**SUPPLIED ENTRIES**

▬▬▬▬▬▬

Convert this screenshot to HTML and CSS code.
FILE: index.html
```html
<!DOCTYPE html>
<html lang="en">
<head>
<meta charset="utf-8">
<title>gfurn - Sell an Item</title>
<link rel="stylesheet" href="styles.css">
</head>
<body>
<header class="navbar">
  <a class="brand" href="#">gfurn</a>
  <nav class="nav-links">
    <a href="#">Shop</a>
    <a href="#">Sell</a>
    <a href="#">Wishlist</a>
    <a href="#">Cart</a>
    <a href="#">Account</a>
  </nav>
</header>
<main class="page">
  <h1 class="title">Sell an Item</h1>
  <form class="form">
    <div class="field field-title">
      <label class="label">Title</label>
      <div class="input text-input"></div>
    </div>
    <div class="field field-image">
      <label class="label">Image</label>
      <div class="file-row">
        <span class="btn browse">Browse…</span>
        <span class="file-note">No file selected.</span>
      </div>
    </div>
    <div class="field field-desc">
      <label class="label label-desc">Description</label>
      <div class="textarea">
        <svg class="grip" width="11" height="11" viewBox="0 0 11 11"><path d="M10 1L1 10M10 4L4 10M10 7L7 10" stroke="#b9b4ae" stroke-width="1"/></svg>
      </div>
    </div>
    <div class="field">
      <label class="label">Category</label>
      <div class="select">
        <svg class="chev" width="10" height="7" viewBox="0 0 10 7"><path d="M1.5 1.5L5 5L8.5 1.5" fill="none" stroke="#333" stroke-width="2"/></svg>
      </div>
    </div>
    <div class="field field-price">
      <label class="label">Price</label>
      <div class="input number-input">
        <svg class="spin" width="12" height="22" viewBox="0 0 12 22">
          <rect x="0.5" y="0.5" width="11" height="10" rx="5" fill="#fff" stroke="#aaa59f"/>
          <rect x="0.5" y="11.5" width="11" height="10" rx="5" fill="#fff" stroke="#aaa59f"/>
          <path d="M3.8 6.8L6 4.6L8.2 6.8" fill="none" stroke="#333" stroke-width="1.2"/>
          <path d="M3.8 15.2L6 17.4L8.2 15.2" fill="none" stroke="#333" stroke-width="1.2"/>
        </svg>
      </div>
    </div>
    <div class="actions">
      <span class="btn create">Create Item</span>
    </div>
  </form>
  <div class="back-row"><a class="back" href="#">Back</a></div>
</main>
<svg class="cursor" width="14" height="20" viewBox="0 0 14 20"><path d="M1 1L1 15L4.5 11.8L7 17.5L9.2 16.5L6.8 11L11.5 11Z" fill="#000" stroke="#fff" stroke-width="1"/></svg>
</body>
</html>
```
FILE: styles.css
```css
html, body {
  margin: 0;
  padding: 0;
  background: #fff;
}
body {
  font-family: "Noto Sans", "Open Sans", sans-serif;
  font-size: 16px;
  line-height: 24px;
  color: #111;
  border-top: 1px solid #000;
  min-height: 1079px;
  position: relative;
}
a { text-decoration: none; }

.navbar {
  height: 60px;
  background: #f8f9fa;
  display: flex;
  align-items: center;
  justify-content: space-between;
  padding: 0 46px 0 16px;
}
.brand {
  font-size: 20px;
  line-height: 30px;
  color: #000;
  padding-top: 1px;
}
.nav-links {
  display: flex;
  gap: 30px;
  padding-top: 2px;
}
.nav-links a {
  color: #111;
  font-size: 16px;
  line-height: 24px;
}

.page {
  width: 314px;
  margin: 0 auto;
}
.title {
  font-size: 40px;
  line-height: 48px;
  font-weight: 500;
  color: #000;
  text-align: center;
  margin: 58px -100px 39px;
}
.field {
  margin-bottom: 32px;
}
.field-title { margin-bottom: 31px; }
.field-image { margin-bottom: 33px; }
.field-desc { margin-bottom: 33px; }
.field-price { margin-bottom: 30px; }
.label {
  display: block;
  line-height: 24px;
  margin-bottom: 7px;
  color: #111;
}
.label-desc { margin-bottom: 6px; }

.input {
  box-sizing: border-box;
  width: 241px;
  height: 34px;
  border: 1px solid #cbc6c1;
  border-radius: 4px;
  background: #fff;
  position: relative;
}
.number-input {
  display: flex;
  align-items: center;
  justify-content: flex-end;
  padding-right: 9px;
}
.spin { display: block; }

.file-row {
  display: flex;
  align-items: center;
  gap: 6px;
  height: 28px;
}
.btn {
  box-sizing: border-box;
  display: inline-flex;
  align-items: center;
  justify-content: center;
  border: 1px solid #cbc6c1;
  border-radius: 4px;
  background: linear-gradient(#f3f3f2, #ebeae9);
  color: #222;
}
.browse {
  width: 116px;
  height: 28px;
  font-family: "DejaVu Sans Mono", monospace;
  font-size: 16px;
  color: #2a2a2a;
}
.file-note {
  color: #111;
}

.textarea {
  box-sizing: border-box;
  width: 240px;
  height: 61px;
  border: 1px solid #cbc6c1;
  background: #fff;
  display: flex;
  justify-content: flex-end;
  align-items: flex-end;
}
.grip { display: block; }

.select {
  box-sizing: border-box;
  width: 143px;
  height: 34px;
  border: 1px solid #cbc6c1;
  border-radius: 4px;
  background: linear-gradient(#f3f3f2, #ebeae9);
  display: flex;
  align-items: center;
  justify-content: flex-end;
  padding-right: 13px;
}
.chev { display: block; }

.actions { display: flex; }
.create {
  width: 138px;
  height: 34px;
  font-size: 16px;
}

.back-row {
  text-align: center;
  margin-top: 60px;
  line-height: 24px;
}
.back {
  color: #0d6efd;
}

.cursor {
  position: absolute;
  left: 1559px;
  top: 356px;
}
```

▬▬▬▬▬▬

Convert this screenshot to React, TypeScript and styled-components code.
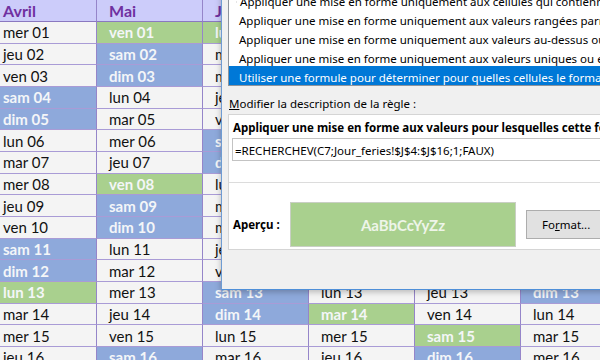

▬▬▬▬▬▬

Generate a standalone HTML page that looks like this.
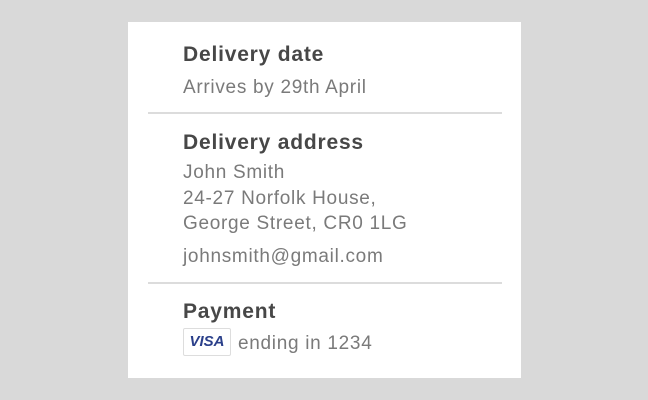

▬▬▬▬▬▬

**EXERCISE PROMPT**
Look through the data and gather every line with the string "screenshot" in it.

**FINAL RESULT**
Convert this screenshot to HTML and CSS code.
Convert this screenshot to React, TypeScript and styled-components code.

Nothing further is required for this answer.